- **Aim**:
From the listing below, pull each line that includes "index".

[Dataset records start]

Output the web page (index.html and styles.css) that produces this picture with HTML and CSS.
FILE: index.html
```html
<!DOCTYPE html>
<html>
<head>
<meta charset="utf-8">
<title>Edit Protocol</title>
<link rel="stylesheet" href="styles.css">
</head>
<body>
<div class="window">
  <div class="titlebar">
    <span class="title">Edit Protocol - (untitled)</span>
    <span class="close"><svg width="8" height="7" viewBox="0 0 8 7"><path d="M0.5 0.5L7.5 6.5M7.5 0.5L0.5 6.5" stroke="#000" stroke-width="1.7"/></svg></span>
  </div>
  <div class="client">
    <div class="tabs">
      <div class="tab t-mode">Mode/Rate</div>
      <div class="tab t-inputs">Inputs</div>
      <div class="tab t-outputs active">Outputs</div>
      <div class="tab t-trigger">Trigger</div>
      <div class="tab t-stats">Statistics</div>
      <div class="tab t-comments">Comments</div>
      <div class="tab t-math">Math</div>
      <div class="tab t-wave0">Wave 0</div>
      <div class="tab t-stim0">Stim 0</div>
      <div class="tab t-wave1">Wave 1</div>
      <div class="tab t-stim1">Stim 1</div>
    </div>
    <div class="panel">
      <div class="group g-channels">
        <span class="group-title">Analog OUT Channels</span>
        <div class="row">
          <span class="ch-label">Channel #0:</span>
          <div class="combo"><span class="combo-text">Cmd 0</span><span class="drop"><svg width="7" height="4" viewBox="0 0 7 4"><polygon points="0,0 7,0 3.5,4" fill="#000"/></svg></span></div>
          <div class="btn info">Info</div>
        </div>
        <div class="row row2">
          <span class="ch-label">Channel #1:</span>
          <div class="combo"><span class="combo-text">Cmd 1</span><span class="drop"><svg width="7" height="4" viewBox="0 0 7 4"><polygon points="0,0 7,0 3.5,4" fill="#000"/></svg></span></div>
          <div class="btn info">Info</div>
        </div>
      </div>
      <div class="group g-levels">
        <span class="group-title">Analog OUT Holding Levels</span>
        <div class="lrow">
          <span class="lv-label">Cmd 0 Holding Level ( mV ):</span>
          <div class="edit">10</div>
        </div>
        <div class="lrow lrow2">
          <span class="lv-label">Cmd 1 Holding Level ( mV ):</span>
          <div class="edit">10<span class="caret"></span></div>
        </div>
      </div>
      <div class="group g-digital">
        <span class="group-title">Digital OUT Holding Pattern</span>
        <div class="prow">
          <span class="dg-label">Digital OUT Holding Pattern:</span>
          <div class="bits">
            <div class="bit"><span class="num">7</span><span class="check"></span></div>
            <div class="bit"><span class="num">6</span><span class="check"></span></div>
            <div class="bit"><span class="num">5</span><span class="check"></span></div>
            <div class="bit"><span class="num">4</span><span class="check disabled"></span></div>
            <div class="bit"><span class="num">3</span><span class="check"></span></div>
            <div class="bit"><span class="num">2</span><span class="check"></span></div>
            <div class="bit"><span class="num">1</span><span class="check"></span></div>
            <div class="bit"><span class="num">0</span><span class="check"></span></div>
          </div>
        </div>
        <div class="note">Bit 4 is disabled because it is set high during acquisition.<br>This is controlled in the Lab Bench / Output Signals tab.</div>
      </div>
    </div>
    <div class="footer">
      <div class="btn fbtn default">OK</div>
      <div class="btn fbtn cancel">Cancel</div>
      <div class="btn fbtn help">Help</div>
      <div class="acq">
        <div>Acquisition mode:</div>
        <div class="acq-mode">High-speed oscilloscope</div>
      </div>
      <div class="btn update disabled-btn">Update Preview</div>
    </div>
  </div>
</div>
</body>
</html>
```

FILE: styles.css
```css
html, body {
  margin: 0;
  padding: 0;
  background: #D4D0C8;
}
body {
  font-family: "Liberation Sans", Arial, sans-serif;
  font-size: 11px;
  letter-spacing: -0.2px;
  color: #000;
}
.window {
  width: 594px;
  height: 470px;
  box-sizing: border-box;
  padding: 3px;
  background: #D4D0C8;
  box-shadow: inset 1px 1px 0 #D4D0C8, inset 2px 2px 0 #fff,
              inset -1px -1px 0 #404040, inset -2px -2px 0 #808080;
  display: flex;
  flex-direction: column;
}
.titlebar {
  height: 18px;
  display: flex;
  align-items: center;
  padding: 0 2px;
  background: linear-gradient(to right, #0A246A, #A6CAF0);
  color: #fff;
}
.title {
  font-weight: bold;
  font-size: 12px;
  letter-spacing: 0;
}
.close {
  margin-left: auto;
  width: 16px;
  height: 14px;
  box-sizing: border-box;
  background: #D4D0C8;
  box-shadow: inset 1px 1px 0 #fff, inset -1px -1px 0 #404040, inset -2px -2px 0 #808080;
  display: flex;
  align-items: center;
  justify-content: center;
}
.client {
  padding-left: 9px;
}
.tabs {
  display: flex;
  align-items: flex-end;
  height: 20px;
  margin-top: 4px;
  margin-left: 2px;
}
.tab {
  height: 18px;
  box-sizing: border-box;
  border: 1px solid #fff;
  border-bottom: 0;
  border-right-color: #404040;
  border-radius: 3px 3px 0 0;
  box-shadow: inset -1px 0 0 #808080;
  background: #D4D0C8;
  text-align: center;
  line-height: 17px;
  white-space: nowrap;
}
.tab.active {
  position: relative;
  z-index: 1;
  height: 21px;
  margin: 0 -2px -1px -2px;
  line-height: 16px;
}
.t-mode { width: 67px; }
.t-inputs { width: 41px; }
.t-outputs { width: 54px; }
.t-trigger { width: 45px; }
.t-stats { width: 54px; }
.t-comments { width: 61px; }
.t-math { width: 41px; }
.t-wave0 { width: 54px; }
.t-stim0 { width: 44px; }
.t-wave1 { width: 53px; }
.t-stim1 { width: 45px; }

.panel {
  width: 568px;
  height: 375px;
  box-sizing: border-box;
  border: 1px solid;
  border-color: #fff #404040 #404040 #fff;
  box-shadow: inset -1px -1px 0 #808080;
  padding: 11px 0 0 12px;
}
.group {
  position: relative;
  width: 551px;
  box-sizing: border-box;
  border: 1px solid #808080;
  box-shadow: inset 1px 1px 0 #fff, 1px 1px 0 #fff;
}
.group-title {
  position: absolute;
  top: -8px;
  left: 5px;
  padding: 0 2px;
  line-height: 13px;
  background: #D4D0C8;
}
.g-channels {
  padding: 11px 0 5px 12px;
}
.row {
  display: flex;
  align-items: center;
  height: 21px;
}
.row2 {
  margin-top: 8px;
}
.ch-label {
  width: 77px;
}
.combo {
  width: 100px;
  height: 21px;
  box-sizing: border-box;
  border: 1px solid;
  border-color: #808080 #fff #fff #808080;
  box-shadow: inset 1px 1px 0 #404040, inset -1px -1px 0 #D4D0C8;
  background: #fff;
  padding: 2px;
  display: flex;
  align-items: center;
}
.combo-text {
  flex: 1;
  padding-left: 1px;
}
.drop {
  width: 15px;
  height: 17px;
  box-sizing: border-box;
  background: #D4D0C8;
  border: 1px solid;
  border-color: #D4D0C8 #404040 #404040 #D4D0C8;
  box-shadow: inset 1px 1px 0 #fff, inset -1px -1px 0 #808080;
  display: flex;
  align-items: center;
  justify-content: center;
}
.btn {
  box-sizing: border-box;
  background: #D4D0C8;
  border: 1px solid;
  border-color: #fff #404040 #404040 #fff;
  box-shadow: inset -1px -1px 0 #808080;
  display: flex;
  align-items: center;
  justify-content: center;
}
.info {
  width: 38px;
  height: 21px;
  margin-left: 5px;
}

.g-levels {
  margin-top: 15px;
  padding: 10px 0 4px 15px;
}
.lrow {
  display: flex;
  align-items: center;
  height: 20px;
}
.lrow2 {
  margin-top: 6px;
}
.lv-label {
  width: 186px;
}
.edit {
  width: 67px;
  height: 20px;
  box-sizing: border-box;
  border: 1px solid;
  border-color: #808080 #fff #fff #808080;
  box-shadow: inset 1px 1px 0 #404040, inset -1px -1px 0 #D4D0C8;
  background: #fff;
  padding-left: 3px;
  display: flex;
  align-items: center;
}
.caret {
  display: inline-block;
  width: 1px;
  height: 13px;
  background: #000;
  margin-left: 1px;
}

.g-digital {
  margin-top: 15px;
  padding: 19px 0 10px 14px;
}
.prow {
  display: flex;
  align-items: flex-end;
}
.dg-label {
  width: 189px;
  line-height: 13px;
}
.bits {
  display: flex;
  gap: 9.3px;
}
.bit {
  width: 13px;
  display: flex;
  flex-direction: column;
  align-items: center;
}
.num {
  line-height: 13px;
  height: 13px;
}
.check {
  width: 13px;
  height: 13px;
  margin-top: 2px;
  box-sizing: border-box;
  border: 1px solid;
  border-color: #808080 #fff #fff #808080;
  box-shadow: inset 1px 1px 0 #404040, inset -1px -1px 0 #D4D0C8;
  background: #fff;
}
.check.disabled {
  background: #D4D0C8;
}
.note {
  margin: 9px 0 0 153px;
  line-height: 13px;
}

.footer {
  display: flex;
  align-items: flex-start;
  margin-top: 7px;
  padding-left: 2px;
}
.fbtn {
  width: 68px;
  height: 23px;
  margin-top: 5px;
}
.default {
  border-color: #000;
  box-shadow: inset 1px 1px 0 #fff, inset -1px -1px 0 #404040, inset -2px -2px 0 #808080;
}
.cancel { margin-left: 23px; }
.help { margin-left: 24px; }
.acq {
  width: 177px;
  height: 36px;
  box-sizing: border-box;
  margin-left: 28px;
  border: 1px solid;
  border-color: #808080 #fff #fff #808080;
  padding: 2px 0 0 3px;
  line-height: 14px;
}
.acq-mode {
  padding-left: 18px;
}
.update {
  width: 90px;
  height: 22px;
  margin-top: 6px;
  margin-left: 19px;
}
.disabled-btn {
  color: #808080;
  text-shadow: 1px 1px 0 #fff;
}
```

[Dataset records end]
[Dataset records start]

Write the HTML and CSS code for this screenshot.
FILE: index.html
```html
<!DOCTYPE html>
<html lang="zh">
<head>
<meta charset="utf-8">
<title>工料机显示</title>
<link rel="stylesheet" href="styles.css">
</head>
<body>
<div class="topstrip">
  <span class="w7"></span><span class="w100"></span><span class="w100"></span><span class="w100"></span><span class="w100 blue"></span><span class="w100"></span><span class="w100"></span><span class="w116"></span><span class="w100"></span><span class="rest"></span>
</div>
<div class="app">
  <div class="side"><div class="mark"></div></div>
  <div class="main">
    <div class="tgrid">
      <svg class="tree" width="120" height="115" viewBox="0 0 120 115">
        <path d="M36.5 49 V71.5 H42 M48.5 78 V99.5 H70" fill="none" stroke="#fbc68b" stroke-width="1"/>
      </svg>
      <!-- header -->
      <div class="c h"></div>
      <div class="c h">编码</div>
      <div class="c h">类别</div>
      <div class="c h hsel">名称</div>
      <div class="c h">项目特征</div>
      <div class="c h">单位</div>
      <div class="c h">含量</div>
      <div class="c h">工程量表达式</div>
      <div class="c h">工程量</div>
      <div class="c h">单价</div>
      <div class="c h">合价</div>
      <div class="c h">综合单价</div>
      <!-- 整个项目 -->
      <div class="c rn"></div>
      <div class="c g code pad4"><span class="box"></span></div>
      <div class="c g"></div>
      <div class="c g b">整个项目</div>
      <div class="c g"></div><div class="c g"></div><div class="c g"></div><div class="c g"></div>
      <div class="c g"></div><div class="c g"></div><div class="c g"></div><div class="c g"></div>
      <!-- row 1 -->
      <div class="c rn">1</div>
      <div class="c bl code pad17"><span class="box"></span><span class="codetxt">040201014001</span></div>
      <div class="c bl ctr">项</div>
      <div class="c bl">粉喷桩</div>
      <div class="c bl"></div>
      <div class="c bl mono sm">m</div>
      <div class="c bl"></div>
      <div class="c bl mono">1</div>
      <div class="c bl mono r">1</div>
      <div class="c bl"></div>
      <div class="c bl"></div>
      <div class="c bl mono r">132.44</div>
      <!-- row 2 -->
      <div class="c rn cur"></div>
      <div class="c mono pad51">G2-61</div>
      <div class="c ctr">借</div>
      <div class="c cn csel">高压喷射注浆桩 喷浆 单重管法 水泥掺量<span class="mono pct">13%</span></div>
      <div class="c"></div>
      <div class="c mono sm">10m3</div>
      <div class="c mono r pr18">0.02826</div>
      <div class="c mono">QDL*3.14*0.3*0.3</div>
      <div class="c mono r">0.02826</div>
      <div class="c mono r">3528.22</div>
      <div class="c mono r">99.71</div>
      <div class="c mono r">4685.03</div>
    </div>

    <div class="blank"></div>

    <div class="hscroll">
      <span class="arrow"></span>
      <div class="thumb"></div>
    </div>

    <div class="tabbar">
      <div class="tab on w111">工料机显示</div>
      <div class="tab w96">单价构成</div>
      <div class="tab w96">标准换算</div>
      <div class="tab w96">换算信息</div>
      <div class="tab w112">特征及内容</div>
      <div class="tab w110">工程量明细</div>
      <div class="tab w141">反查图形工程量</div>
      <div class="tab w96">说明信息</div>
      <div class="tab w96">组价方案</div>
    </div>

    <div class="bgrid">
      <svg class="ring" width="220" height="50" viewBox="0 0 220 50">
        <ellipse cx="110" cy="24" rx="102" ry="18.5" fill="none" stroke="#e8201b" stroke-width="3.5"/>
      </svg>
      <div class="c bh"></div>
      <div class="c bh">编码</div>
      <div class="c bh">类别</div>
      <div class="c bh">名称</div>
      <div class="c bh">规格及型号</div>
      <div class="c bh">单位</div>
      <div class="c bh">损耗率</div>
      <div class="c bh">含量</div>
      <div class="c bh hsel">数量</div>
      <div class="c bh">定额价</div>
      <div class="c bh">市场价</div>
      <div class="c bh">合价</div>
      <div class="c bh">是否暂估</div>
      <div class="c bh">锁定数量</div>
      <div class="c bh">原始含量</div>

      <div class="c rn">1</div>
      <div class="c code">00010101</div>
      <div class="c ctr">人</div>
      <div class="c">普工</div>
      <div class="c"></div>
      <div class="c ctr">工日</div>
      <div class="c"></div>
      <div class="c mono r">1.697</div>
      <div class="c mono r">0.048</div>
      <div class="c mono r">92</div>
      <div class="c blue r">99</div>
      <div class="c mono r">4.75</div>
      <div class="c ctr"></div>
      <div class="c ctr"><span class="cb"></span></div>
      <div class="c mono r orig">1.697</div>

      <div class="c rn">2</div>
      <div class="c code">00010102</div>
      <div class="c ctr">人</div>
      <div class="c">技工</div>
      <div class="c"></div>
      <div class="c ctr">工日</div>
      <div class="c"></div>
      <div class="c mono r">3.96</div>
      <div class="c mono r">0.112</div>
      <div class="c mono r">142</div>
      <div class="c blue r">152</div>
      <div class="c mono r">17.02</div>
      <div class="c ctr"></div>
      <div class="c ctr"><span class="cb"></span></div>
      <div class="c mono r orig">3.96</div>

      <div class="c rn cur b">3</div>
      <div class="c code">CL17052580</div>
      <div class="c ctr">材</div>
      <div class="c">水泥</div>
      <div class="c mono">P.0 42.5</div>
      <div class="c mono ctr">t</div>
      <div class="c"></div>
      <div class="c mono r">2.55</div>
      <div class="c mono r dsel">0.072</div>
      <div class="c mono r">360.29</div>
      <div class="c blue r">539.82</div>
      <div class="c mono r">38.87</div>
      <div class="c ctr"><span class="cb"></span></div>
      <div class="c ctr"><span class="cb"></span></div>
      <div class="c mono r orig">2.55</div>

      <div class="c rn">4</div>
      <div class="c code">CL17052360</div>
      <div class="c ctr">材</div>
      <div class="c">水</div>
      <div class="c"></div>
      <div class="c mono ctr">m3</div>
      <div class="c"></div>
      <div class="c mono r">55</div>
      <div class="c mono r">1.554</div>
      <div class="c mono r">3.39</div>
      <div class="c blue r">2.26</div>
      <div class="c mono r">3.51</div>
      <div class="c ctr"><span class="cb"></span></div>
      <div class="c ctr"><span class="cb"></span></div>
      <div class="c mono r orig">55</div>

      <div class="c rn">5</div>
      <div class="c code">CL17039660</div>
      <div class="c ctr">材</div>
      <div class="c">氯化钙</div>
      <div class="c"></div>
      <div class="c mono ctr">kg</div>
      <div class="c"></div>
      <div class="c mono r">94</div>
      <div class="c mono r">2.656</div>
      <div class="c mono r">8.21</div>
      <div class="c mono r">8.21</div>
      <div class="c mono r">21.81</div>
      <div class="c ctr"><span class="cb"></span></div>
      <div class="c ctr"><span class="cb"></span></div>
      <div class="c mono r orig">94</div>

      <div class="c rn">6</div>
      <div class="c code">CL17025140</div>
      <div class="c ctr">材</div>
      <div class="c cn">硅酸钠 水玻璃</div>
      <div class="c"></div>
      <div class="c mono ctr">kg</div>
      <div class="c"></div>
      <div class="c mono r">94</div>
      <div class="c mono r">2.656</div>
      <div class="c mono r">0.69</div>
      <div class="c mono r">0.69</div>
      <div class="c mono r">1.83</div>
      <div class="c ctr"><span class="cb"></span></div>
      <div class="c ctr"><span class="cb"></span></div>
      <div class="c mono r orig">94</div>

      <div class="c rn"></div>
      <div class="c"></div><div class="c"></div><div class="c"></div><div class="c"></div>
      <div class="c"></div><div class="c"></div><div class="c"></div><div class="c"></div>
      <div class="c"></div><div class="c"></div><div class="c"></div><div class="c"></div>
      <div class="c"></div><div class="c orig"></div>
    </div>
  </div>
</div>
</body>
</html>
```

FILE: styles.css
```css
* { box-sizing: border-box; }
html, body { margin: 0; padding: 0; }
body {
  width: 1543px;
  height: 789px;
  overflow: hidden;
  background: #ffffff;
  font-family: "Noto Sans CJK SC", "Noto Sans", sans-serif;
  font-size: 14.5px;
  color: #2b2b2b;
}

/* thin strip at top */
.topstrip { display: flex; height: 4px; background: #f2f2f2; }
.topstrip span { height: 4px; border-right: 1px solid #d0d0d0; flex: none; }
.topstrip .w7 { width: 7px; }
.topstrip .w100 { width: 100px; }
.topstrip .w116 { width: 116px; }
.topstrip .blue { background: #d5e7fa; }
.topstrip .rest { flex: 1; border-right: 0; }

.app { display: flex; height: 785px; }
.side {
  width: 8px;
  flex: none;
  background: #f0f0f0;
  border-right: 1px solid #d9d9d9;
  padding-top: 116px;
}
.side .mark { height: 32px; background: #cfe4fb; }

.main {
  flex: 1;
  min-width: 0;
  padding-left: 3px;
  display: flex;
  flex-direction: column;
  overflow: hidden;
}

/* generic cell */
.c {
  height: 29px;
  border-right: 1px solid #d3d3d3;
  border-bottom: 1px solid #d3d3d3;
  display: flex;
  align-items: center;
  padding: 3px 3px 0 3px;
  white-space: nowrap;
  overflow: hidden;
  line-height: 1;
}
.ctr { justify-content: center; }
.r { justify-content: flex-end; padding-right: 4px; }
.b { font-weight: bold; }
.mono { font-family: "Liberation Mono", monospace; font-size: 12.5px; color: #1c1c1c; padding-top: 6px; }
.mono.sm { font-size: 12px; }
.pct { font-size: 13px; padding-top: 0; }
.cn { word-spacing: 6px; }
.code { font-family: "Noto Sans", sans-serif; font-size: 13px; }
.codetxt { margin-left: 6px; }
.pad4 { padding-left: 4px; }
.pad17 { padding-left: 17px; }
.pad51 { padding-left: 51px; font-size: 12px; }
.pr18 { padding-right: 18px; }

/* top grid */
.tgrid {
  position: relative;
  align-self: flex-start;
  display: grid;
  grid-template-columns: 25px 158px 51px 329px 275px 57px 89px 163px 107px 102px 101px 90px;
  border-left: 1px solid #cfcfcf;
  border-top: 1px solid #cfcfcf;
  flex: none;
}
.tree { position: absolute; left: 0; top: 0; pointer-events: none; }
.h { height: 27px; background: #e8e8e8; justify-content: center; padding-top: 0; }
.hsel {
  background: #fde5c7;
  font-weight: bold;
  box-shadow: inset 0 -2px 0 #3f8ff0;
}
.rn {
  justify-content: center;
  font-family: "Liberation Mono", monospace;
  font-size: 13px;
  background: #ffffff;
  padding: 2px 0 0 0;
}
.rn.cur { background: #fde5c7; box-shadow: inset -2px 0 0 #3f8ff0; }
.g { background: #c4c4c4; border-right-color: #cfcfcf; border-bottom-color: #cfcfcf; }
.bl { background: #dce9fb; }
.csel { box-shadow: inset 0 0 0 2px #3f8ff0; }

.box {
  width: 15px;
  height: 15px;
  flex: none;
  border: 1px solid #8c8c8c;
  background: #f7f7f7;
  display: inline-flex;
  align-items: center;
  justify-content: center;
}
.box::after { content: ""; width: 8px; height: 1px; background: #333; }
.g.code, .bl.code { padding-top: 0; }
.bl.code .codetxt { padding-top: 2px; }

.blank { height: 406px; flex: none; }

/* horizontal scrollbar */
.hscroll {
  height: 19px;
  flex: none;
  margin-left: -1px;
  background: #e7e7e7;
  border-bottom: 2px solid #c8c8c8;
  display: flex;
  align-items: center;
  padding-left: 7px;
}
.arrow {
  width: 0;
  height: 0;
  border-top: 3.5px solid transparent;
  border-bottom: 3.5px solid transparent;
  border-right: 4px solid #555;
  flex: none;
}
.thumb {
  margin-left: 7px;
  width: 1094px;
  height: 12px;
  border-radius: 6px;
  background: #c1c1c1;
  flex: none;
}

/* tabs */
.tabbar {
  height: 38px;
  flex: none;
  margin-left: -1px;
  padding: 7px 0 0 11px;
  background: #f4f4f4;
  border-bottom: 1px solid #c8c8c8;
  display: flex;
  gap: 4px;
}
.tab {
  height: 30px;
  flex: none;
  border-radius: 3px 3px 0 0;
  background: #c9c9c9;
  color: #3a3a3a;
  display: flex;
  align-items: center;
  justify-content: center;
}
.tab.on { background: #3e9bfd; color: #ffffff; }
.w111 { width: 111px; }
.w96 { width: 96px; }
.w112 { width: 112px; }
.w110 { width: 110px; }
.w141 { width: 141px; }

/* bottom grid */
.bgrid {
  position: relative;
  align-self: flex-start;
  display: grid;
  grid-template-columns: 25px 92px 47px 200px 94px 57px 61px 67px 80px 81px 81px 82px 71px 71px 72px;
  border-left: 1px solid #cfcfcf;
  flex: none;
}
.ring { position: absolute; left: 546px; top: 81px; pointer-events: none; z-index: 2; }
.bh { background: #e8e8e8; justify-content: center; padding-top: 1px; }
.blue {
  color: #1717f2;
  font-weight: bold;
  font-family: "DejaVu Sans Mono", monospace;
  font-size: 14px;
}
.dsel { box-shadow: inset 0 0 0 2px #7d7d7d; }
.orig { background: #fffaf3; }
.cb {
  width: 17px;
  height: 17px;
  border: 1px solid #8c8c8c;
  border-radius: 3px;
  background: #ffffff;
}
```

[Dataset records end]

- **Answer to the exercise**:
Output the web page (index.html and styles.css) that produces this picture with HTML and CSS.
FILE: index.html
  z-index: 1;
FILE: index.html
.ring { position: absolute; left: 546px; top: 81px; pointer-events: none; z-index: 2; }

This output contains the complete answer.